Here is the real test. Business is business. Engineers can argue the values of Token Ring over Ethernet all day long BUT we vote with our purchase orders. I believe that in 9-18 months all competitors will follow suit with an architecture similar to the UCS. Mark time....NOW!
Thank you again for your comments.
Jimmy Ray Purser
Just a quick correcting on
Just a quick correcting on one of the RFCs that Jimmy has referred to, it is RFC2889 (Benchmarking Methodology for LAN Switching Devices).
Jimmy Ray - Thanks you very much for your informative posts.
Hope this helps and thanks again,
Sanjeev.
UCS - the truth
Hi all,
the Nexus 5000 is not only a 10GE machine - it supports FC at the same time at the same port alowing, to reduce the cables around 30 - 50 %. You only need 2x Nexus 5k and not 2x 10GE Scwithces and 2x FC Switches.
Nexus 1000V has less impact on the performance like VMWare's distributed Switch but it can deliver much more functionality, helping to step ahead to a full virtualized environment.

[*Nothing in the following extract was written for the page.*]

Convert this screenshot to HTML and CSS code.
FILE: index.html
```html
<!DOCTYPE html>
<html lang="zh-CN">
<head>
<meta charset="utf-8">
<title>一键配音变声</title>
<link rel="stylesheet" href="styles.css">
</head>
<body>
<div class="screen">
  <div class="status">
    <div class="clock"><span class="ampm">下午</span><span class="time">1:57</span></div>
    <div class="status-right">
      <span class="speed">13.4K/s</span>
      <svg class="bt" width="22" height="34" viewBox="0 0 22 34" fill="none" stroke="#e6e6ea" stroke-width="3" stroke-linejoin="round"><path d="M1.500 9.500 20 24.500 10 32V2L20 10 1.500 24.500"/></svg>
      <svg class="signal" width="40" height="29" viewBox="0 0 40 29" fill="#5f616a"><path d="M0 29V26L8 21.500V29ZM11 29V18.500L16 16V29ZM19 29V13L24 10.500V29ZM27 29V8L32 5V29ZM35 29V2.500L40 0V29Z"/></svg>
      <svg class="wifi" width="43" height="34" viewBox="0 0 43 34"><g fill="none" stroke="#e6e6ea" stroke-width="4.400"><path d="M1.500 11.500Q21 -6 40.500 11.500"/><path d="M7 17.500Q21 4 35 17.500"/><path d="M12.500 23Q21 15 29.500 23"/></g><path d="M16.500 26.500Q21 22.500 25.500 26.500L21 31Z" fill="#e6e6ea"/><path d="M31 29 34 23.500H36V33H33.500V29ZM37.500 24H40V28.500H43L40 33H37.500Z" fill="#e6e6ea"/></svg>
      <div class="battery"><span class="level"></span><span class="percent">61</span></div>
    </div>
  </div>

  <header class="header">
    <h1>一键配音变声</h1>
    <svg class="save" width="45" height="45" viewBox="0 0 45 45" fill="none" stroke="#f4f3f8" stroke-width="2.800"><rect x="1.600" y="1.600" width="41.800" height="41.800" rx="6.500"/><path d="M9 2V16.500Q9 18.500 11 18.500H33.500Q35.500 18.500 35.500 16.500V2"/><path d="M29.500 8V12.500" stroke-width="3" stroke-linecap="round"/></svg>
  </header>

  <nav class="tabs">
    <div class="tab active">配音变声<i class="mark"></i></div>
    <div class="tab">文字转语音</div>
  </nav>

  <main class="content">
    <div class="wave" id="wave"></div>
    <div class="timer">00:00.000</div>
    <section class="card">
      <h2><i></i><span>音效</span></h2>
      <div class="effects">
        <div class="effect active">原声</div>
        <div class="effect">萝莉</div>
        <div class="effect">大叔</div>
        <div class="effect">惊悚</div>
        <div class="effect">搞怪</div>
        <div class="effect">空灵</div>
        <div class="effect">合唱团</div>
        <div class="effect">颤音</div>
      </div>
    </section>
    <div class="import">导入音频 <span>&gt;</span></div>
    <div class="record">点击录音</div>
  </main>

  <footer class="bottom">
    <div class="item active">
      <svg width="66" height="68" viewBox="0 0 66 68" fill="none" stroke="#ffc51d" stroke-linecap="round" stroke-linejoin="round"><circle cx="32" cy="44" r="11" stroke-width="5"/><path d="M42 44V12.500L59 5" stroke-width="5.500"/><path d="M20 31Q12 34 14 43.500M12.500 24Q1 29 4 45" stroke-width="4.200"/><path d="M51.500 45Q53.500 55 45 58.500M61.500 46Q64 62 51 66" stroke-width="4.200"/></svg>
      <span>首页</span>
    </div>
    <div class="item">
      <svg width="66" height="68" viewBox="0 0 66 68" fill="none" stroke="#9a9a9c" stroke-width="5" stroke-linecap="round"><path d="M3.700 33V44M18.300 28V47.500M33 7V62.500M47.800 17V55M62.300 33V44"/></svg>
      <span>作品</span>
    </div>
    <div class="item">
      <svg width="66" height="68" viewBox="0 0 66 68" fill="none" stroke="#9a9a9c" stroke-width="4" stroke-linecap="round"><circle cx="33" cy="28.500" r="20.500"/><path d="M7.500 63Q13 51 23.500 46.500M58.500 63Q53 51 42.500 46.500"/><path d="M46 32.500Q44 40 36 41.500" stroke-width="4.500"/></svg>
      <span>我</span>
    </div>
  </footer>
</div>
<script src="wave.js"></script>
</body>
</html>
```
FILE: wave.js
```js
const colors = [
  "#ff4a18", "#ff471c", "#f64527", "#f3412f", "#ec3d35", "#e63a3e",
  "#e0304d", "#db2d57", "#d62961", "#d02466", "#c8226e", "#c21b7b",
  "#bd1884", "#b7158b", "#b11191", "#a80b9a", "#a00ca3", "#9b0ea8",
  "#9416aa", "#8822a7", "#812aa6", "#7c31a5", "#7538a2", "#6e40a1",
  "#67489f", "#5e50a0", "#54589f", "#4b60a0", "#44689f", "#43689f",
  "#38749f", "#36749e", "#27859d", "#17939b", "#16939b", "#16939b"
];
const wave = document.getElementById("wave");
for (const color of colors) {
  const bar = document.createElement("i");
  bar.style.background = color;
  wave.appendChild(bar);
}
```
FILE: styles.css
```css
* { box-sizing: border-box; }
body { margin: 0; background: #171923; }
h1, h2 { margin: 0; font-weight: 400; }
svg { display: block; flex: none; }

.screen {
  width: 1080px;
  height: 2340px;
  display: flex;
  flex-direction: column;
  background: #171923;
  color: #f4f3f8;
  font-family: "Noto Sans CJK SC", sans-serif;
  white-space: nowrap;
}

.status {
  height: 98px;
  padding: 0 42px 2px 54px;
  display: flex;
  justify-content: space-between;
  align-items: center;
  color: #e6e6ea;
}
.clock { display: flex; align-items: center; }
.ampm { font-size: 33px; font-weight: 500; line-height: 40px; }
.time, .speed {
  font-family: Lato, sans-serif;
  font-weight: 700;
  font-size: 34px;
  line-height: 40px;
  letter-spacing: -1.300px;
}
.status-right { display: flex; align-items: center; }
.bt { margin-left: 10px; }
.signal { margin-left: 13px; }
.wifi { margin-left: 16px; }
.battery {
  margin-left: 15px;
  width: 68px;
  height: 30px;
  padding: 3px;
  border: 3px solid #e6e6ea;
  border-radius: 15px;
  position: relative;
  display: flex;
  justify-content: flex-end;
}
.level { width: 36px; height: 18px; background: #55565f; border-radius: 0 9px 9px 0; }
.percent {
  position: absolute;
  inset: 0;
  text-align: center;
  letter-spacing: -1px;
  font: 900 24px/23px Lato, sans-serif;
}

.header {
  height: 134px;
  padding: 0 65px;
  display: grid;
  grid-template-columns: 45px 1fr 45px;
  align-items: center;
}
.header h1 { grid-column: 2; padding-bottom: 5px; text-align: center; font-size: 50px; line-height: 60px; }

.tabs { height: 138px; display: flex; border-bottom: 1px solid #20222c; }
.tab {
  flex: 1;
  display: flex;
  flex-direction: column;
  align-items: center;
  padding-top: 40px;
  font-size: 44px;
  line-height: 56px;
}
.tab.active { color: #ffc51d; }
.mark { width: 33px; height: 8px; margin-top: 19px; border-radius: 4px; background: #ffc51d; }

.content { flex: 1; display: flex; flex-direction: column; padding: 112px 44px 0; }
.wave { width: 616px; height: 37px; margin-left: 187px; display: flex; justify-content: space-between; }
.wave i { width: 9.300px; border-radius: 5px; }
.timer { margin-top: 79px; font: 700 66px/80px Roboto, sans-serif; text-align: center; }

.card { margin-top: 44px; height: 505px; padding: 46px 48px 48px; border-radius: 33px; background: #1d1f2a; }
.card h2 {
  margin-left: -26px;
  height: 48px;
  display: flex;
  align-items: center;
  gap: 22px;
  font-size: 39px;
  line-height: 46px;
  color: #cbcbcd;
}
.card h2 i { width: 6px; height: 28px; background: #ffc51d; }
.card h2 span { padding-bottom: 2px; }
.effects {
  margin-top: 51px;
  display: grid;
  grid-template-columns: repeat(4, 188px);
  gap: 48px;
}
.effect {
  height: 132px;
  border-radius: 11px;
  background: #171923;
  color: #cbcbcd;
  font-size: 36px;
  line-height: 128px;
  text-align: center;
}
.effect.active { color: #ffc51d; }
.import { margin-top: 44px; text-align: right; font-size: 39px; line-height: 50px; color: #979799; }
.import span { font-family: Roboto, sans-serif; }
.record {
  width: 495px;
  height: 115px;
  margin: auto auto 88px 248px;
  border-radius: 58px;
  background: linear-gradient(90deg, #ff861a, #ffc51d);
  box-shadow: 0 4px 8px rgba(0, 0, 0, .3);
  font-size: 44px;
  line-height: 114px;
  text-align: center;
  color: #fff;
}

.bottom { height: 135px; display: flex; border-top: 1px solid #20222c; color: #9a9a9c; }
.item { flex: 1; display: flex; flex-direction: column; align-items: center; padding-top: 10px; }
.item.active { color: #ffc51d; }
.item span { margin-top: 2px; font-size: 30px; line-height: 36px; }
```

The management is done in the two redundant Nexus 5000 (these are other machines for UCS with more DRAM). The servers are stateless allowing virtualization at highest degree.
Always read the comments
For those of you who have not commented yet...I hope you are reading these! My favorite part of a good blog (like this one) is the ability to question the author (like DC Guy did) and actually get a response. You can tell Jimmy Ray uses no ghost writers but he also stands by what he says...even the mistakes. I don't want to shoot down negative comments...in fact, I would bet Jimmy Ray encourages them. It is the dialogue that we can all learn from and kudo's to Jimmy Ray for never getting angry while responding in a very detailed fashion to criticism or even just questions. The real learning is in the dialogue like this and I appreciate detail that is worthy of its own blog post... Keep writing Jimmy Ray and the rest of you...take him on. If you don't agree with him you better call it out or forever hold your peace.